--- Begin Dataset excerpts ---

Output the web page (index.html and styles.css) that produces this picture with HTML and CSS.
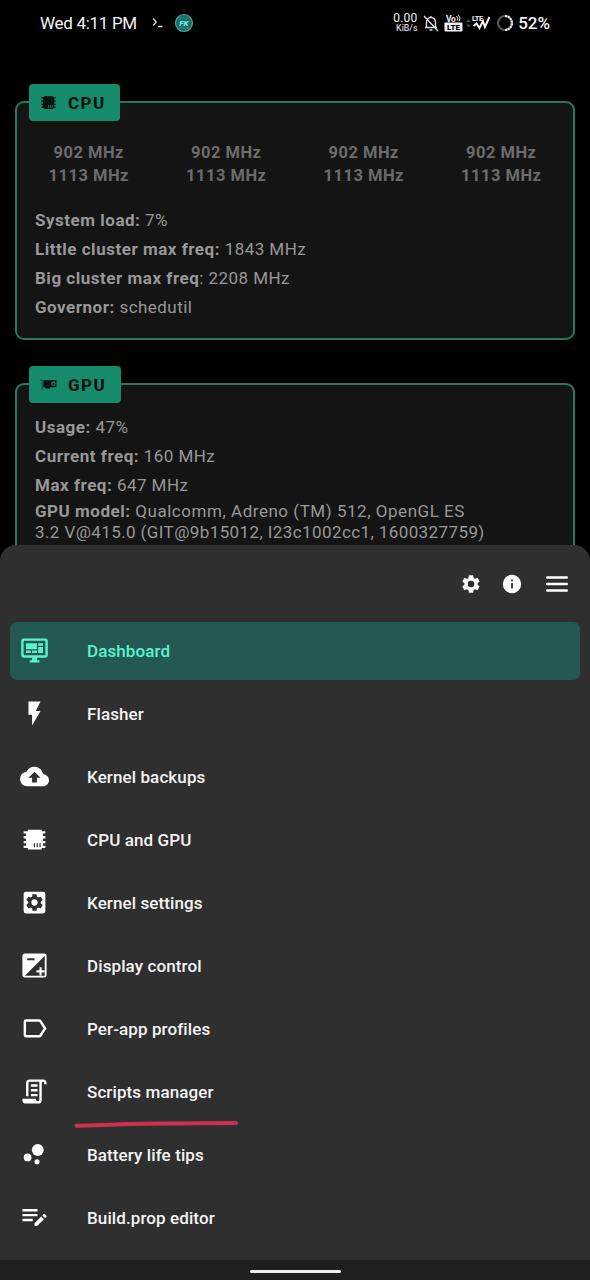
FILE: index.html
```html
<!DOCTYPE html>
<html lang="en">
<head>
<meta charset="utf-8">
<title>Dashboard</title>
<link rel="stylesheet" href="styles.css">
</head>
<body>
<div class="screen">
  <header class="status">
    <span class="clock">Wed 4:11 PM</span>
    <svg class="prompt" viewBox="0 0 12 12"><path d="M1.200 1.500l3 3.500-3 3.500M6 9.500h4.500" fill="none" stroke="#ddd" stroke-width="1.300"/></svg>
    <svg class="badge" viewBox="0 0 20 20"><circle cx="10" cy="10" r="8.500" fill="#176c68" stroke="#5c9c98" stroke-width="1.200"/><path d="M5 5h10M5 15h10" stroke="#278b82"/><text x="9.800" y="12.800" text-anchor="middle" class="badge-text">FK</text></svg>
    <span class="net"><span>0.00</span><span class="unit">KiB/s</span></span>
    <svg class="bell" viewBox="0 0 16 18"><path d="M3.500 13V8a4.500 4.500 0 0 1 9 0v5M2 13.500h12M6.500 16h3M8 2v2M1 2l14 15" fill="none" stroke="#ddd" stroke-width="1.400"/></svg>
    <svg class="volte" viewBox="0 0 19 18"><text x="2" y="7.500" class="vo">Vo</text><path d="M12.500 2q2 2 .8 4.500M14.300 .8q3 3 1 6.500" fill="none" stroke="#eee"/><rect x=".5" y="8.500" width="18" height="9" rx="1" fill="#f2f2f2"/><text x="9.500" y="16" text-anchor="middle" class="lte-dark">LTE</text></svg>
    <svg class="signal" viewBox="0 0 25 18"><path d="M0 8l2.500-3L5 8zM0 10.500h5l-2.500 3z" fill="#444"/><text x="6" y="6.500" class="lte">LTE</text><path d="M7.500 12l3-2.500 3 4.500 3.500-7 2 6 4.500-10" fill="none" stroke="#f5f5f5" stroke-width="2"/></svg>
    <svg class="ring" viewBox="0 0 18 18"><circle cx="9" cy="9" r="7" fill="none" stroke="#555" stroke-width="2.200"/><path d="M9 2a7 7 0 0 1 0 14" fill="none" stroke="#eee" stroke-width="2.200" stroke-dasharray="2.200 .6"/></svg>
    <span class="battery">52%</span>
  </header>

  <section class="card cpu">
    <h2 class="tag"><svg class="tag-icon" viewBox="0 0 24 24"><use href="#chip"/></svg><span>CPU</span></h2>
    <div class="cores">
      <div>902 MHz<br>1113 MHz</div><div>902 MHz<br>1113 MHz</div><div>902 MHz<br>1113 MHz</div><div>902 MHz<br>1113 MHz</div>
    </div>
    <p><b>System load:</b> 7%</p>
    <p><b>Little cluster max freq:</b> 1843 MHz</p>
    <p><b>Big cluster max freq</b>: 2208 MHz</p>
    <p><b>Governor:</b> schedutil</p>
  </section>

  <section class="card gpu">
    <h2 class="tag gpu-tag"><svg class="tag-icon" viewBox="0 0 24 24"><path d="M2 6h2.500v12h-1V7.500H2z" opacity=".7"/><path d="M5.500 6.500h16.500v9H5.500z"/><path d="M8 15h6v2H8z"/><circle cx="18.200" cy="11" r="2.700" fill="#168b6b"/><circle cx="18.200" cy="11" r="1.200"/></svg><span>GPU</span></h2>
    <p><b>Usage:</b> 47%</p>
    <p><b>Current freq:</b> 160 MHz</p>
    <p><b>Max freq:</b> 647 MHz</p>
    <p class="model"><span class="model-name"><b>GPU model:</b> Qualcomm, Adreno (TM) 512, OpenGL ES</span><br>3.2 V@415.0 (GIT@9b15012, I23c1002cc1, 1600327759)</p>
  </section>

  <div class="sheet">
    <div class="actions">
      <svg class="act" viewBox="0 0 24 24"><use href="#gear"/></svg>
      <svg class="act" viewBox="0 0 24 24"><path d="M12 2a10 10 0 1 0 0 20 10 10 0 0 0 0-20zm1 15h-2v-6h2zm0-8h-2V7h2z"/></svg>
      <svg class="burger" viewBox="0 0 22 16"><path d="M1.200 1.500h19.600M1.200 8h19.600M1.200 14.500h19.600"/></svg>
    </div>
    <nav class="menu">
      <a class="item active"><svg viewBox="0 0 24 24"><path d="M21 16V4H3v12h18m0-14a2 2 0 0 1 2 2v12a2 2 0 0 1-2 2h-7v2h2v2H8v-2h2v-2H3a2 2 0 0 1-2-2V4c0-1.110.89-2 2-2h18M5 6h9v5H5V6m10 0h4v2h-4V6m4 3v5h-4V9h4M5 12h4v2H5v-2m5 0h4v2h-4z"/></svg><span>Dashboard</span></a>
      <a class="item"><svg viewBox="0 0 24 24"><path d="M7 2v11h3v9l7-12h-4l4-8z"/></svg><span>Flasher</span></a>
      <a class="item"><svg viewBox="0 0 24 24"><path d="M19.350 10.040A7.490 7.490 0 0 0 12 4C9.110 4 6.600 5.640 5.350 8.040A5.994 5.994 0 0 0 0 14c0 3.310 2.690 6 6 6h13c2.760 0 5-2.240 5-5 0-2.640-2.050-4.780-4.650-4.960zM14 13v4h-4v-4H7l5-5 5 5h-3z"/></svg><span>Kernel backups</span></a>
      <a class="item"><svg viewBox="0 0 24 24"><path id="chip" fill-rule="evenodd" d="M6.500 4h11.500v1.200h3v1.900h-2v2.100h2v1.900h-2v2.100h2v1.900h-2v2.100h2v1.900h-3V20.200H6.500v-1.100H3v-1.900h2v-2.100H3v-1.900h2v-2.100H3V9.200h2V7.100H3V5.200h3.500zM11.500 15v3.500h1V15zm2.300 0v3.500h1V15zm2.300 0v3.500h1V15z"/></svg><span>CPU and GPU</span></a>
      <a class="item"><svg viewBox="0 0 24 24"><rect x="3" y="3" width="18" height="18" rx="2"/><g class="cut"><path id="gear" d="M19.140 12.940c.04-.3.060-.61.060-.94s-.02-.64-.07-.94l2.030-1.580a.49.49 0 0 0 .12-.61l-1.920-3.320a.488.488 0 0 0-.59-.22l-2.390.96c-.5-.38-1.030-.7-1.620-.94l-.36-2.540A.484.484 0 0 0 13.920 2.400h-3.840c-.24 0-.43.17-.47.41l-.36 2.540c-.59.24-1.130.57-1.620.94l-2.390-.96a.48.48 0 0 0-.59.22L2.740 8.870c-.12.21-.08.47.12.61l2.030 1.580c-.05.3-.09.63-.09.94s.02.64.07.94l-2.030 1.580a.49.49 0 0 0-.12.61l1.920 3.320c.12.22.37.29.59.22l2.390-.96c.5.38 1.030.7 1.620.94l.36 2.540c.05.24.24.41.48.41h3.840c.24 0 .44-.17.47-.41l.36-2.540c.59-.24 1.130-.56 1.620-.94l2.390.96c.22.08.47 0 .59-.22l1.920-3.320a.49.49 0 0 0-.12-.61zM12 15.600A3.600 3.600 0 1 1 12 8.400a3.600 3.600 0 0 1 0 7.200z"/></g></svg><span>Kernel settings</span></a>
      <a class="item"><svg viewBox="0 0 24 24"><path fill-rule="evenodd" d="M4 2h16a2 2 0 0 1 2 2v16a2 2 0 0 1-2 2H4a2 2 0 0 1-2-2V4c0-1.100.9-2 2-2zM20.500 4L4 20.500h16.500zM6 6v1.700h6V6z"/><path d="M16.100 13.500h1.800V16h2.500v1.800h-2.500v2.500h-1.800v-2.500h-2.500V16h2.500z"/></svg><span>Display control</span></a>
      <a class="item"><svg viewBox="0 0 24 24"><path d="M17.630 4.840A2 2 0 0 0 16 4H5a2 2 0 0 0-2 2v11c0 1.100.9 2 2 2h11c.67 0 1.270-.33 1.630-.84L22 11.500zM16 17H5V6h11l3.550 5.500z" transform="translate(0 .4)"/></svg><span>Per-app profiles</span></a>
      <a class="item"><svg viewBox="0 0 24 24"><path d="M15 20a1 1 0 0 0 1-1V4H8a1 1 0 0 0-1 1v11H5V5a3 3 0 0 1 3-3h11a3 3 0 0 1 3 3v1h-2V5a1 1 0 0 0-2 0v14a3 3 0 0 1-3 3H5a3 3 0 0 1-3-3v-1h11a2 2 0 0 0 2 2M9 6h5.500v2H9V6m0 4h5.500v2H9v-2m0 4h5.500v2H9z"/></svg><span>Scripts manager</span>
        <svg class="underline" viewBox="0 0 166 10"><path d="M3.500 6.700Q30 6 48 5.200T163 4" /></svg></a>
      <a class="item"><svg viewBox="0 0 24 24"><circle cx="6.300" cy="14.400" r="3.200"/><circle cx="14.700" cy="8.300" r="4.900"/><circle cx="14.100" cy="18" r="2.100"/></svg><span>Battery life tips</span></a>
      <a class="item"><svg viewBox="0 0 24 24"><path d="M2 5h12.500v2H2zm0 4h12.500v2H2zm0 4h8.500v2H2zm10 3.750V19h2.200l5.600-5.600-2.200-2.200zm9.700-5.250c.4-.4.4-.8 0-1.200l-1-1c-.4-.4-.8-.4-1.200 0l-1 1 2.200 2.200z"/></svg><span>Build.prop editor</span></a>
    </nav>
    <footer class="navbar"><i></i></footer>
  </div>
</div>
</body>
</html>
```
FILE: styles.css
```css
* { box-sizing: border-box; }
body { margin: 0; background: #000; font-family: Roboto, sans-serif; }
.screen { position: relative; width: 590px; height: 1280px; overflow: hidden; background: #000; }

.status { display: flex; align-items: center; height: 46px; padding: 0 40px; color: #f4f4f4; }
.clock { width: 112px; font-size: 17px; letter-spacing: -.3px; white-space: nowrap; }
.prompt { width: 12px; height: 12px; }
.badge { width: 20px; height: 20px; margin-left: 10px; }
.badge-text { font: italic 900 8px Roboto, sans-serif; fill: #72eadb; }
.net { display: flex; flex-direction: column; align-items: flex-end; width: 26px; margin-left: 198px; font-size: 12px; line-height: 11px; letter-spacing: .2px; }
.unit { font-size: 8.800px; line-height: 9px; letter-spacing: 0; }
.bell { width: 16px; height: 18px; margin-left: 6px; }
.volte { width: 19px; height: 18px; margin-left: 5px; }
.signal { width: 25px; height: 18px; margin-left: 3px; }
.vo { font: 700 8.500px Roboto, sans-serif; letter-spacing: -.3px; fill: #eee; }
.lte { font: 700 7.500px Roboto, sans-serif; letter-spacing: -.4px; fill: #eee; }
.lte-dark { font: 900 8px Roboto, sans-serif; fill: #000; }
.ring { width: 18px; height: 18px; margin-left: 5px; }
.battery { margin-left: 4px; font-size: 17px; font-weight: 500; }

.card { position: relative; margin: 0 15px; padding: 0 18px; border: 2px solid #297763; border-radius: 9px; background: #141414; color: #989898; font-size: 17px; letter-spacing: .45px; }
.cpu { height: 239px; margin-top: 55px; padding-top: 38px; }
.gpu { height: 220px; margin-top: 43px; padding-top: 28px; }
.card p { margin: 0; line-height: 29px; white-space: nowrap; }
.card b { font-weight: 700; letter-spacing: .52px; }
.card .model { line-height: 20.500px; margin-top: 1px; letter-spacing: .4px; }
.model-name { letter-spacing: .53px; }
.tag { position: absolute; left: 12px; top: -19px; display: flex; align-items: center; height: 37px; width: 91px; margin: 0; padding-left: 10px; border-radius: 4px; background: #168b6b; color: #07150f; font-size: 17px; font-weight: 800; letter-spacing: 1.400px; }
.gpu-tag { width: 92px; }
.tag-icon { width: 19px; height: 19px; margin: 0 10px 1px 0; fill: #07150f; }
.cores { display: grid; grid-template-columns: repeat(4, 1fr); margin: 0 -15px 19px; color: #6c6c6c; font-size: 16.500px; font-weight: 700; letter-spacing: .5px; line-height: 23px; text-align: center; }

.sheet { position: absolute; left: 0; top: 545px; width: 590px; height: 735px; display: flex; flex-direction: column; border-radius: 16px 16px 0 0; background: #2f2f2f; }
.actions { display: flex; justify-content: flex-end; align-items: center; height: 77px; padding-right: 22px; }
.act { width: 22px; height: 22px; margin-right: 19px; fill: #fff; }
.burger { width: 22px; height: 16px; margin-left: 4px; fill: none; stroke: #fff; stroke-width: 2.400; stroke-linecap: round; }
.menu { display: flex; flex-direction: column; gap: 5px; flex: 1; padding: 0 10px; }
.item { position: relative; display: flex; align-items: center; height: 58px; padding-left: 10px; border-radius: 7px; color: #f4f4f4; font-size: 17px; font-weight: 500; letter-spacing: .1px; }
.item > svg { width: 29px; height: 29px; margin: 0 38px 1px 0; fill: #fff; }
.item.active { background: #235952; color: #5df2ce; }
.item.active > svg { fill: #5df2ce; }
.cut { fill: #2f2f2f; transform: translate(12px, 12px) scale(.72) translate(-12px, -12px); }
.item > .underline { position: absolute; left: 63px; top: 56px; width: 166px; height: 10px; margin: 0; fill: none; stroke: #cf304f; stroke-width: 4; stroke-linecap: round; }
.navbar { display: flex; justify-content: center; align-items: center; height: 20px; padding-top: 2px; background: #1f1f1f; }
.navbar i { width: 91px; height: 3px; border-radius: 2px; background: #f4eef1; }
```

--- End Dataset excerpts ---
--- Begin Dataset excerpts ---

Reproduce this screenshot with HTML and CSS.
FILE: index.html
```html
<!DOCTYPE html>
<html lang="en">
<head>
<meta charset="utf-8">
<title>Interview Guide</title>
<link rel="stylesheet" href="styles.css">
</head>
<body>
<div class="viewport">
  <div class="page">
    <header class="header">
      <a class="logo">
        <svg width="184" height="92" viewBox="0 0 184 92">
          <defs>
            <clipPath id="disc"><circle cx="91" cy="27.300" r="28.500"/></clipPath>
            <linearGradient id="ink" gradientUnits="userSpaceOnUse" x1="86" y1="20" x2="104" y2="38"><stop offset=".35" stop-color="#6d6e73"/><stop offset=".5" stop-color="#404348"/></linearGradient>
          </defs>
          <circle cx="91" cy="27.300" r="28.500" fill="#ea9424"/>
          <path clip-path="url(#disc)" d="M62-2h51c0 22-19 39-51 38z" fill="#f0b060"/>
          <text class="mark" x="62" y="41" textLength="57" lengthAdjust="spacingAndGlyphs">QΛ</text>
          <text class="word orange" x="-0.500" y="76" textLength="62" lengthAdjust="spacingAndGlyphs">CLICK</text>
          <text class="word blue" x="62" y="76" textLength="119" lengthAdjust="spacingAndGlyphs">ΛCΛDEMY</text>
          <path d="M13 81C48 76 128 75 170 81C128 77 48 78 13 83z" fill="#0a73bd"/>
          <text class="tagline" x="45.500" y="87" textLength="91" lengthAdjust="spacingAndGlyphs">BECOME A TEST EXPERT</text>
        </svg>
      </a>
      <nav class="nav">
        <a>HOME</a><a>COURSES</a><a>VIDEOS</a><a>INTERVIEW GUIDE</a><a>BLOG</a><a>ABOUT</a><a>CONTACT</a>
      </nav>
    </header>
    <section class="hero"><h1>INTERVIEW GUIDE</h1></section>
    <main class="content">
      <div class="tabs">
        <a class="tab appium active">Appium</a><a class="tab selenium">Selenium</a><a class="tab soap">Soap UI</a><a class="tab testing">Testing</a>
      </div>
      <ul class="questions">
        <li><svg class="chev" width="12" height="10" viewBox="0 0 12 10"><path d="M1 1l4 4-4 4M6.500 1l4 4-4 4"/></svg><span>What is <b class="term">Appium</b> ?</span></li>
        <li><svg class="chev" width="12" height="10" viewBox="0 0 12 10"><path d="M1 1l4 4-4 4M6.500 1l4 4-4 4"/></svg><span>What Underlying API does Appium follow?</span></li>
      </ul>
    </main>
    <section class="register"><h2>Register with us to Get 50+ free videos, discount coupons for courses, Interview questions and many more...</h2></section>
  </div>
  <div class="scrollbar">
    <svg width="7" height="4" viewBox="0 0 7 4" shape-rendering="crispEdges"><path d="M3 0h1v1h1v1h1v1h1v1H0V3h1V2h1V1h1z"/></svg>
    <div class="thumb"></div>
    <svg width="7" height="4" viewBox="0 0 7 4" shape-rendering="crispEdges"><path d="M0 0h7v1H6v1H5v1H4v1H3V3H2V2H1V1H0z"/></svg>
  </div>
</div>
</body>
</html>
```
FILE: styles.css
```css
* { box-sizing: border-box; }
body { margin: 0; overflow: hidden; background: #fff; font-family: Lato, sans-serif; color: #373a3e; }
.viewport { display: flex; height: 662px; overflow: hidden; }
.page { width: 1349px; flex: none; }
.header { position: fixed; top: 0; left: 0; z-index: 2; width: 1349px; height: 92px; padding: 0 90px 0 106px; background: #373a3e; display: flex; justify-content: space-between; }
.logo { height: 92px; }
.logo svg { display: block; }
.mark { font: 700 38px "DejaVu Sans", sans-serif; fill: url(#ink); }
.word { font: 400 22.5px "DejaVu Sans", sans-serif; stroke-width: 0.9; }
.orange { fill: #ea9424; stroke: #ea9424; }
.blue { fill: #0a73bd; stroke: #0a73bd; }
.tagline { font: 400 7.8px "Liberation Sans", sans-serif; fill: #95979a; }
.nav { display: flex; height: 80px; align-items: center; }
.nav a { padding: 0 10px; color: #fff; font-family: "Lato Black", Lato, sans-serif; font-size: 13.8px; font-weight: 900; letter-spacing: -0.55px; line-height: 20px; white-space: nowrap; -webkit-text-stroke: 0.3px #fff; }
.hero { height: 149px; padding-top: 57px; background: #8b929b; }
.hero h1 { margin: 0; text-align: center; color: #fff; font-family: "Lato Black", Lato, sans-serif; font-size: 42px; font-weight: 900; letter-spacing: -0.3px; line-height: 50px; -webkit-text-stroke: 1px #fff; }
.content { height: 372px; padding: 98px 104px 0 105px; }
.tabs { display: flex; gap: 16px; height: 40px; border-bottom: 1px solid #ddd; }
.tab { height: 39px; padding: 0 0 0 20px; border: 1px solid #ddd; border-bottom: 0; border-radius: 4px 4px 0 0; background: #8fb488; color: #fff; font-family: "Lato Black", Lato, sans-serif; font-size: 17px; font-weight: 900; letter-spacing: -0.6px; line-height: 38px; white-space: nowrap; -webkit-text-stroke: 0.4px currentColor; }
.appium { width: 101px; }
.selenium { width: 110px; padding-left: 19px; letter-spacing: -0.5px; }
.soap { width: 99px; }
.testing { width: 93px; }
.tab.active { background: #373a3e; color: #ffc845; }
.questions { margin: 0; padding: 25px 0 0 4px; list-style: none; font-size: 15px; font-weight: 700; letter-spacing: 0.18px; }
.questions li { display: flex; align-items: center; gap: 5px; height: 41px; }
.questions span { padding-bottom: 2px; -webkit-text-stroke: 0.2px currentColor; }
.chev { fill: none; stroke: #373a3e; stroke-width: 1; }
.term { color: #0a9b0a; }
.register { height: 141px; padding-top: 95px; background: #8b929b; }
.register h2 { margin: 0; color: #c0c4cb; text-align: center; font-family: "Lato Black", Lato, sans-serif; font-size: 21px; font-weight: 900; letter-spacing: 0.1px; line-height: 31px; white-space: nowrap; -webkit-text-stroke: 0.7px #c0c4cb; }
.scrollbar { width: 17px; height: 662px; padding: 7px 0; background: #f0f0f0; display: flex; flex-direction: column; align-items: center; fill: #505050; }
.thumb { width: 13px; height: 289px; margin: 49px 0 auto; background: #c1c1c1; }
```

--- End Dataset excerpts ---

Instruction: Extract every line containing the string "page" from the material.

Written response:
Output the web page (index.html and styles.css) that produces this picture with HTML and CSS.
  <div class="page">
.page { width: 1349px; flex: none; }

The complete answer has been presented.